Added nounwind attribute to tests.

@pengfei @goldstein.w.n Any more comments?

llvm/test/CodeGen/X86/half.ll
957

pre-commit the nounwind change to keep it separate from this patch - you shouldn't really need dso_local either

pengfei accepted this revision.Apr 23 2023, 4:08 AM
This revision is now accepted and ready to land.Apr 23 2023, 4:08 AM

I have a side question (not delaying landing this one)

It looks like this change lowers vectorized form of intrinsic in a non-optimal way.
So I wonder whether there are some plans to improve it as follow-up?

e-kud updated this revision to Diff 516594.Apr 24 2023, 6:46 PM

Rebased.
Excluded refactor of half.ll.

e-kud marked an inline comment as done.Apr 24 2023, 7:37 PM

I have a side question (not delaying landing this one)

It looks like this change lowers vectorized form of intrinsic in a non-optimal way.
So I wonder whether there are some plans to improve it as follow-up?

Yes, for sure. I've tried to find a way to implement vectorized version for SSE, but nothing's come to my mind. We need at least SSE2 for PCMPEQ{W,D} because all fp comparison instructions treat -0.0 and 0.0 as equal. It seems that pentium3 will suffer from not optimal fmaximum/fminimum...

llvm/test/CodeGen/X86/half.ll
957

I haven't got commit access yet, here it is https://reviews.llvm.org/D149114

skatkov added a comment.EditedApr 24 2023, 8:57 PM

I have a side question (not delaying landing this one)

It looks like this change lowers vectorized form of intrinsic in a non-optimal way.
So I wonder whether there are some plans to improve it as follow-up?

Yes, for sure. I've tried to find a way to implement vectorized version for SSE, but nothing's come to my mind. We need at least SSE2 for PCMPEQ{W,D} because all fp comparison instructions treat -0.0 and 0.0 as equal. It seems that pentium3 will suffer from not optimal fmaximum/fminimum...

Why we cannot do something like this https://godbolt.org/z/Yxfn3jTj1 ?
I mean at least for avx?

I have a side question (not delaying landing this one)

It looks like this change lowers vectorized form of intrinsic in a non-optimal way.
So I wonder whether there are some plans to improve it as follow-up?

Yes, for sure. I've tried to find a way to implement vectorized version for SSE, but nothing's come to my mind. We need at least SSE2 for PCMPEQ{W,D} because all fp comparison instructions treat -0.0 and 0.0 as equal. It seems that pentium3 will suffer from not optimal fmaximum/fminimum...

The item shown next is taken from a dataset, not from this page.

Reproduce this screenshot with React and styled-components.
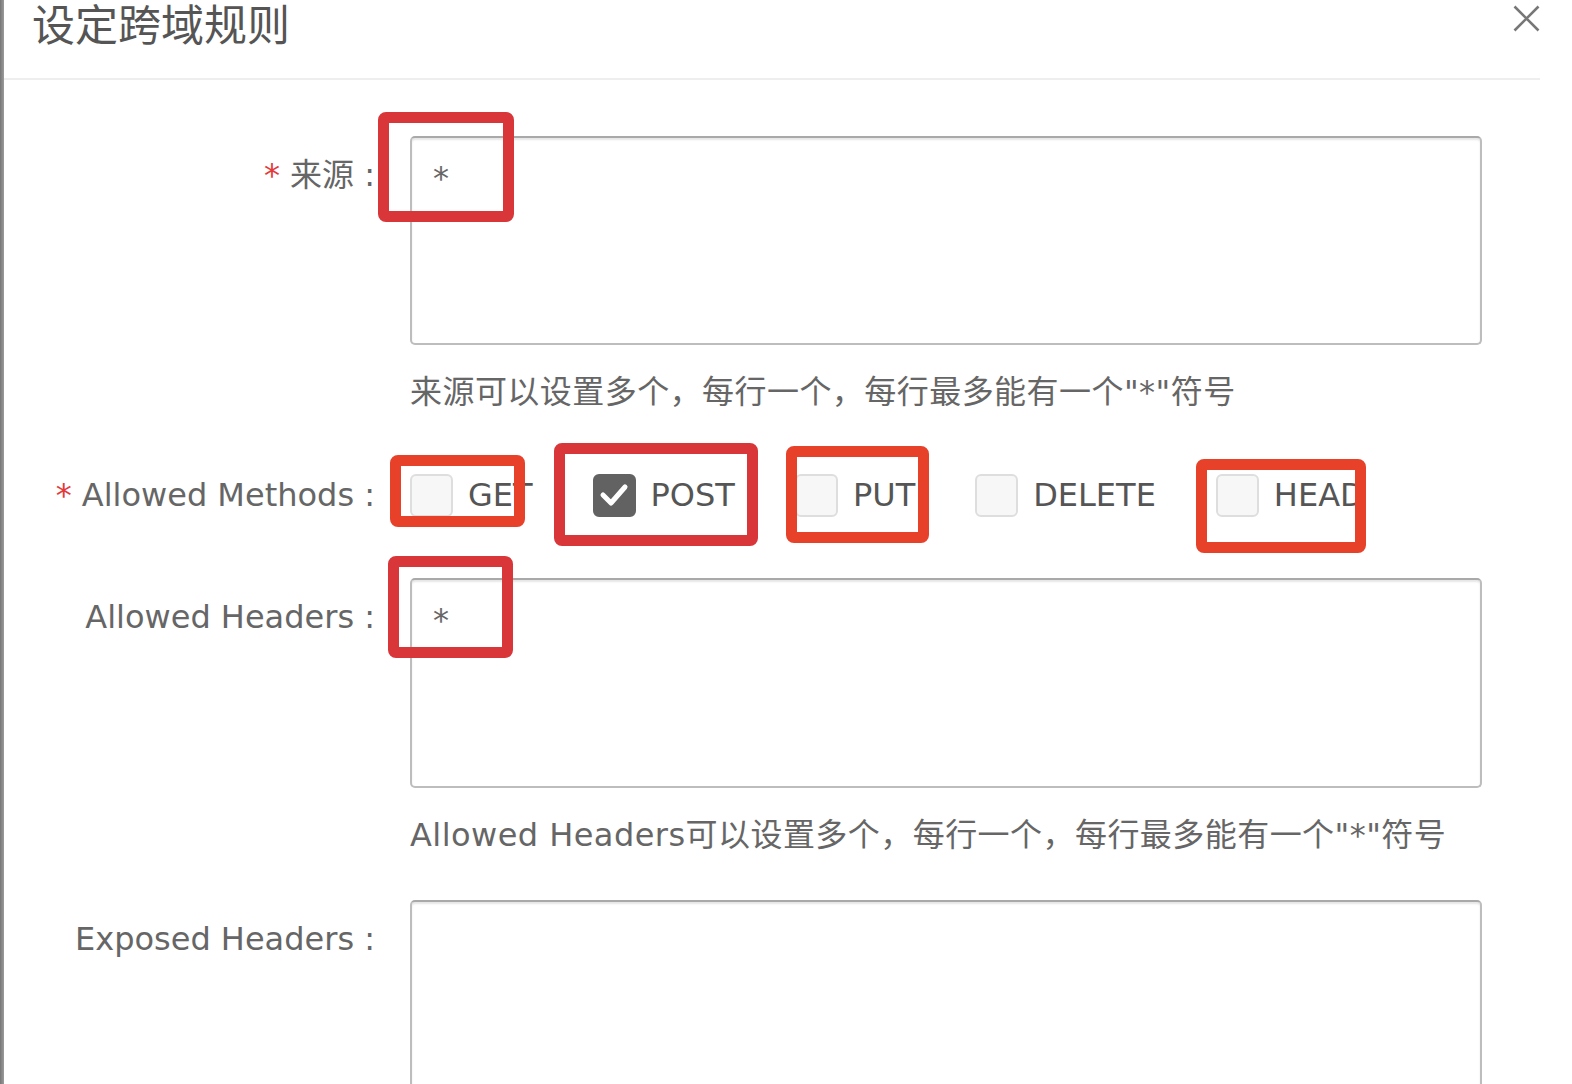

Why we cannot do something like this https://godbolt.org/z/Yxfn3jTj1 ?
I mean at least for avx?

BTW. my measurements on micro benchmarking (I know micro might cause that branch predictor works good), the version https://godbolt.org/z/rEj9GPfnY is the best one for scalar but it cannot be implemented in SelectionDAG as has a CFG.

skatkov added inline comments.Apr 24 2023, 9:06 PM
llvm/test/CodeGen/X86/fminimum-fmaximum.ll
121

Here is what I mentioned in terms of non-optimial vectorized version at least on AVX.

RKSimon accepted this revision.Apr 25 2023, 12:31 AM

LGTM

llvm/lib/Target/X86/X86ISelLowering.cpp
30340

(style) remove braces from single line if()

llvm/test/CodeGen/X86/fminimum-fmaximum.ll
121

For now we just want x86 to support the intrinsics, vector optimization is better handled as a followup.

skatkov added inline comments.Apr 25 2023, 1:09 AM
llvm/test/CodeGen/X86/fminimum-fmaximum.ll
121

It is exactly what I said in the beginning of this discussion: side question not delaying landing this patch.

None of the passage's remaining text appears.